Dep’t of Hum. Servs., 2012 Ark. App. 109, at 8–9, 389 S.W.3d 96, 100.
Accordingly, we uphold the circuit court’s finding of dependency-neglect on the basis
of parental unfitness. Because only one basis is necessary to support a dependency-neglect
finding, we need not address the circuit court’s findings regarding sexual abuse and sexual
exploitation.
II. Hearsay Testimony
Next, William argues that the circuit court erred in relying on the inadmissible
hearsay testimony of Gossett in finding there had been sexual abuse and sexual exploitation.
We will not reverse a circuit court’s ruling on the admissibility of evidence absent a manifest
abuse of discretion. Garner, 2022 Ark. App. 33, at 6, 639 S.W.3d at 425. Even if there is
judicial error in an evidentiary ruling, our court will not reverse unless the appellant
demonstrates prejudice. Davis v. Ark. Dep’t of Hum. Servs., 2024 Ark. App. 240, at 18, 687
S.W.3d 827, 839.
Hearsay is a statement, other than one made by the declarant while testifying at the
trial or hearing, offered in evidence to prove the truth of the matter asserted. Ark. R. Evid.
801(c) (2023). The exception to hearsay proposed by DHS to allow Gossett to testify about
what the children told him is Rule 804(b)(6), pursuant to which hearsay is admissible if the
declarant is unavailable and the statement is made by a child under the age of ten concerning
any type of sexual offense against the child. Ark. R. Evid. 804(b)(6) (2023). William argued
10 in the circuit court and continues to argue here that there was no finding that the children
were unavailable. DHS does not dispute this.
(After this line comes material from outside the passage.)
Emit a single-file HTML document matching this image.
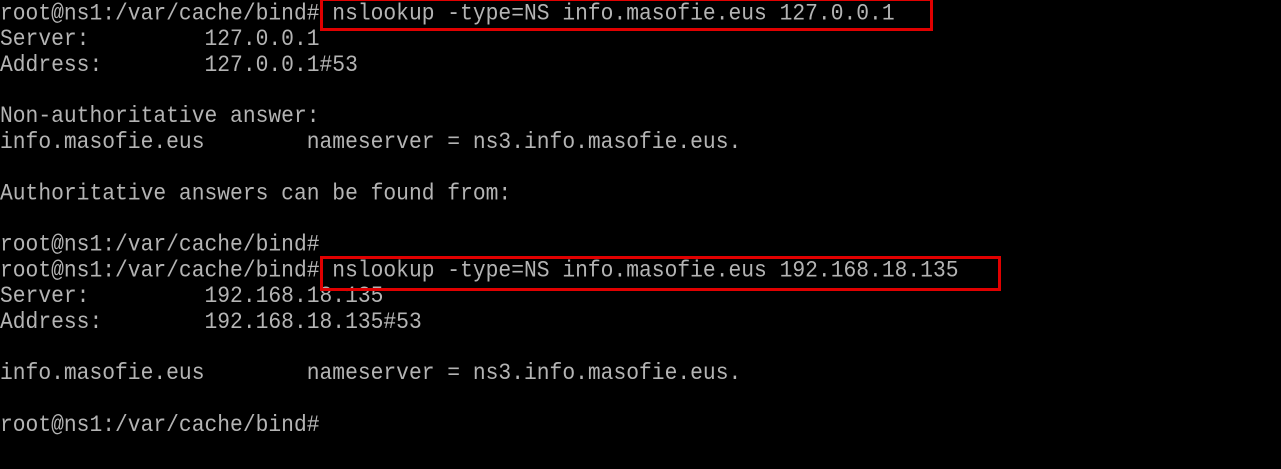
<!DOCTYPE html>
<html><head><meta charset="utf-8"><style>
html,body{margin:0;padding:0;background:#000;width:1281px;height:469px;overflow:hidden}
pre{margin:0;position:absolute;left:0;top:2px;font-family:"Liberation Mono",monospace;font-size:21.3px;line-height:23.8px;color:#b4b4b4;white-space:pre;transform:scaleY(1.08);transform-origin:0 0}
.b{position:absolute;border:3px solid #e00000;box-sizing:border-box}
</style></head><body>
<pre>root@ns1:/var/cache/bind# nslookup -type=NS info.masofie.eus 127.0.0.1
Server:         127.0.0.1
Address:        127.0.0.1#53

Non-authoritative answer:
info.masofie.eus        nameserver = ns3.info.masofie.eus.

Authoritative answers can be found from:

root@ns1:/var/cache/bind#
root@ns1:/var/cache/bind# nslookup -type=NS info.masofie.eus 192.168.18.135
Server:         192.168.18.135
Address:        192.168.18.135#53

info.masofie.eus        nameserver = ns3.info.masofie.eus.

root@ns1:/var/cache/bind#</pre>
<div class="b" style="left:320px;top:-2px;width:613px;height:33px"></div>
<div class="b" style="left:320px;top:256px;width:681px;height:35px"></div>
</body></html>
However, even if the circuit court erred in admitting the evidence, we will not reverse
absent a showing of prejudice. Dodson v. Allstate Ins. Co., 345 Ark. 430, 47 S.W.3d 866
(2001). In light of our determination that there was sufficient evidence of parental unfitness
to support a finding of dependency-neglect, this testimony, even if improperly admitted, was
harmless. Clary v. Ark. Dep’t of Hum. Servs., 2014 Ark. App. 338, at 5.
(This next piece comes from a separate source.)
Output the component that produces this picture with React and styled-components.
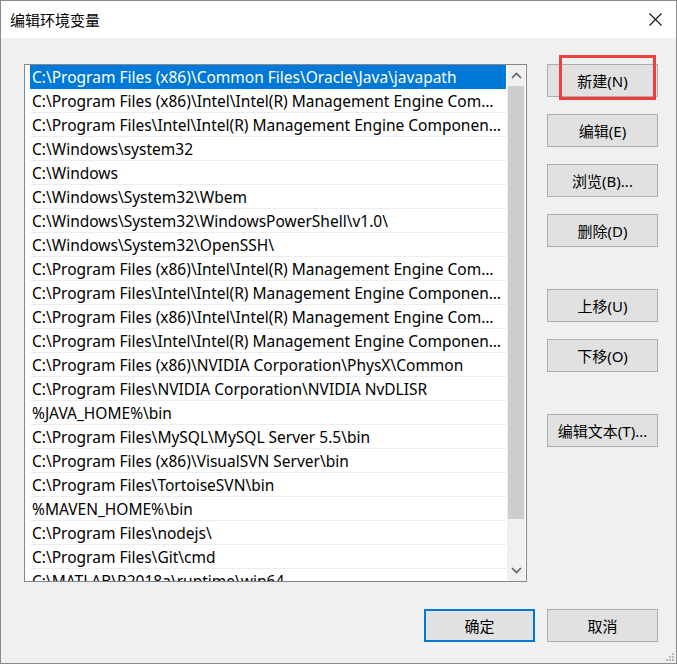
import React from "react";
import styled, { createGlobalStyle } from "styled-components";

const paths = [
  "C:\\Program Files (x86)\\Common Files\\Oracle\\Java\\javapath",
  "C:\\Program Files (x86)\\Intel\\Intel(R) Management Engine Components\\iCLS\\",
  "C:\\Program Files\\Intel\\Intel(R) Management Engine Components\\iCLS\\",
  "C:\\Windows\\system32",
  "C:\\Windows",
  "C:\\Windows\\System32\\Wbem",
  "C:\\Windows\\System32\\WindowsPowerShell\\v1.0\\",
  "C:\\Windows\\System32\\OpenSSH\\",
  "C:\\Program Files (x86)\\Intel\\Intel(R) Management Engine Components\\DAL",
  "C:\\Program Files\\Intel\\Intel(R) Management Engine Components\\DAL",
  "C:\\Program Files (x86)\\Intel\\Intel(R) Management Engine Components\\IPT",
  "C:\\Program Files\\Intel\\Intel(R) Management Engine Components\\IPT",
  "C:\\Program Files (x86)\\NVIDIA Corporation\\PhysX\\Common",
  "C:\\Program Files\\NVIDIA Corporation\\NVIDIA NvDLISR",
  "%JAVA_HOME%\\bin",
  "C:\\Program Files\\MySQL\\MySQL Server 5.5\\bin",
  "C:\\Program Files (x86)\\VisualSVN Server\\bin",
  "C:\\Program Files\\TortoiseSVN\\bin",
  "%MAVEN_HOME%\\bin",
  "C:\\Program Files\\nodejs\\",
  "C:\\Program Files\\Git\\cmd",
  "C:\\MATLAB\\R2018a\\runtime\\win64",
];

const App = () => {
  return (
    <>
      <GlobalStyle />
      <Window>
        <TitleBar>
          <Title>编辑环境变量</Title>
          <CloseIcon viewBox="0 0 13 13">
            <path d="M0.5 0.5 L12.5 12.5 M12.5 0.5 L0.5 12.5" stroke="#111" strokeWidth="1.1" fill="none" />
          </CloseIcon>
        </TitleBar>
        <Body>
          <Main>
            <ListBox>
              <Rows>
                {paths.map((p, i) => (
                  <Row key={i} $selected={i === 0}>
                    <RowText>{p}</RowText>
                  </Row>
                ))}
              </Rows>
              <ScrollBar>
                <Arrow>
                  <svg width="11" height="7" viewBox="0 0 11 7">
                    <path d="M1 6 L5.5 1.5 L10 6" stroke="#606060" strokeWidth="1.6" fill="none" />
                  </svg>
                </Arrow>
                <Track>
                  <Thumb />
                </Track>
                <Arrow>
                  <svg width="11" height="7" viewBox="0 0 11 7">
                    <path d="M1 1 L5.5 5.5 L10 1" stroke="#606060" strokeWidth="1.6" fill="none" />
                  </svg>
                </Arrow>
              </ScrollBar>
            </ListBox>
            <Side>
              <Highlighted>
                <Button>新建(N)</Button>
                <RedMark />
              </Highlighted>
              <Button>编辑(E)</Button>
              <Button>浏览(B)...</Button>
              <Button>删除(D)</Button>
              <Button $gap={42}>上移(U)</Button>
              <Button>下移(O)</Button>
              <Button $gap={42}>编辑文本(T)...</Button>
            </Side>
          </Main>
          <Footer>
            <Button $primary>确定</Button>
            <Button>取消</Button>
          </Footer>
          <Grip viewBox="0 0 12 12">
            {[
              [9, 0],
              [6, 3],
              [9, 3],
              [3, 6],
              [6, 6],
              [9, 6],
            ].map(([x, y], i) => (
              <rect key={i} x={x} y={y + 3} width="2" height="2" fill="#b8b8b8" />
            ))}
          </Grip>
        </Body>
      </Window>
    </>
  );
};

export default App;

const GlobalStyle = createGlobalStyle`
  html, body {
    margin: 0;
    padding: 0;
    background: #ffffff;
  }
  * {
    box-sizing: border-box;
  }
`;

const Window = styled.div`
  width: 677px;
  height: 664px;
  border: 1px solid #8a8a8a;
  display: flex;
  flex-direction: column;
  font-family: "Noto Sans", "Noto Sans CJK SC", sans-serif;
  color: #000;
  overflow: hidden;
`;

const TitleBar = styled.div`
  height: 37px;
  background: #ffffff;
  display: flex;
  align-items: center;
  justify-content: space-between;
  padding: 0 14px 0 9px;
  flex-shrink: 0;
`;

const Title = styled.div`
  font-family: "Noto Sans CJK SC", sans-serif;
  font-size: 15px;
  line-height: 20px;
  margin-top: 1px;
`;

const CloseIcon = styled.svg`
  width: 13px;
  height: 13px;
`;

const Body = styled.div`
  flex: 1;
  background: #f0f0f0;
  padding: 26px 18px 0 23px;
  position: relative;
  display: flex;
  flex-direction: column;
`;

const Main = styled.div`
  display: flex;
  gap: 20px;
`;

const ListBox = styled.div`
  width: 504px;
  height: 518px;
  border: 1px solid #828790;
  background: #ffffff;
  display: flex;
  padding: 0 1px 0 5px;
  overflow: hidden;
`;

const Rows = styled.div`
  flex: 1;
  min-width: 0;
  display: flex;
  flex-direction: column;
  overflow: hidden;
`;

const Row = styled.div`
  height: 24px;
  flex-shrink: 0;
  display: flex;
  align-items: center;
  padding: 1px 4px 0 2px;
  margin-right: 1px;
  background: ${(p) => (p.$selected ? "#0078d7" : "#ffffff")};
  color: ${(p) => (p.$selected ? "#ffffff" : "#000000")};
  border-bottom: 1px solid ${(p) => (p.$selected ? "#0078d7" : "#ededed")};
`;

const RowText = styled.span`
  font-size: 15.5px;
  white-space: nowrap;
  overflow: hidden;
  text-overflow: ellipsis;
  line-height: 21px;
`;

const ScrollBar = styled.div`
  width: 18px;
  flex-shrink: 0;
  background: #f0f0f0;
  display: flex;
  flex-direction: column;
`;

const Arrow = styled.div`
  height: 21px;
  display: flex;
  align-items: center;
  justify-content: center;
  flex-shrink: 0;
`;

const Track = styled.div`
  flex: 1;
  padding: 0 1px;
`;

const Thumb = styled.div`
  height: 433px;
  background: #cdcdcd;
`;

const Side = styled.div`
  display: flex;
  flex-direction: column;
  gap: 17px;
`;

const Highlighted = styled.div`
  position: relative;
`;

const RedMark = styled.div`
  position: absolute;
  left: 12px;
  top: -9px;
  width: 97px;
  height: 45px;
  border: 3px solid #ee3f3f;
  pointer-events: none;
`;

const Button = styled.div`
  width: 111px;
  height: 33px;
  flex-shrink: 0;
  display: flex;
  align-items: center;
  justify-content: center;
  background: #e1e1e1;
  border: ${(p) => (p.$primary ? "2px solid #0078d7" : "1px solid #adadad")};
  font-family: "Noto Sans", "Noto Sans CJK SC", sans-serif;
  font-size: 15px;
  margin-top: ${(p) => (p.$gap ? p.$gap - 17 : 0)}px;
`;

const Footer = styled.div`
  display: flex;
  justify-content: flex-end;
  gap: 12px;
  margin-top: 27px;
`;

const Grip = styled.svg`
  position: absolute;
  right: 1px;
  bottom: 1px;
  width: 12px;
  height: 12px;
`;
William also argues that the circuit court abused its discretion in relying on Gossett’s
expert opinion that the children’s statements were credible because the opinion did not aid
the court in understanding the evidence. William did not make this argument to the circuit
court; his sole basis for challenging Gossett’s testimony was that it is hearsay. Thus, it is not
preserved for our review. Edwards v. Ark. Dep’t of Hum. Servs., 2016 Ark. App. 37, at 11, 480
S.W.3d 215, 222. Moreover, the testimony was not necessary for the court’s finding of
dependency-neglect based on neglect and parental unfitness.
III. Right to Due Process
Finally, William argues that the circuit court violated his right to due process by
relying on the findings from the child-maltreatment investigation as a basis to support a
dependency-neglect finding because he had not been informed of the outcome of the
investigation or had the opportunity to be heard. He claims that the court’s error warrants
reversal of its finding of dependency-neglect on the basis of sexual abuse and sexual
11 First, William failed to raise a due-process argument to the circuit court at the
adjudication hearing; therefore, the argument is not preserved for our review. Lawrence v.
Ark. Dep’t of Hum. Servs., 2018 Ark. App. 223, at 11, 548 S.W.3d 192, 198. Additionally, as
mentioned above, the circuit court adjudicated the children dependent-neglected on bases
that had nothing to do with this investigation—parental unfitness and neglect. We affirmed
on the basis of parental unfitness. Because only one basis is necessary to support an
adjudication of dependency-neglect, the sexual-abuse evidence was not necessary to support
the court’s finding of dependency-neglect.
Affirmed.
KLAPPENBACH and THYER, JJ., agree.
Elizabeth James, Arkansas Commission for Parent Counsel, for appellant. Ellen K. Howard, Ark. Dep’t of Human Services, Office of Chief Counsel, for appellee. Dana McClain, attorney ad litem for minor children.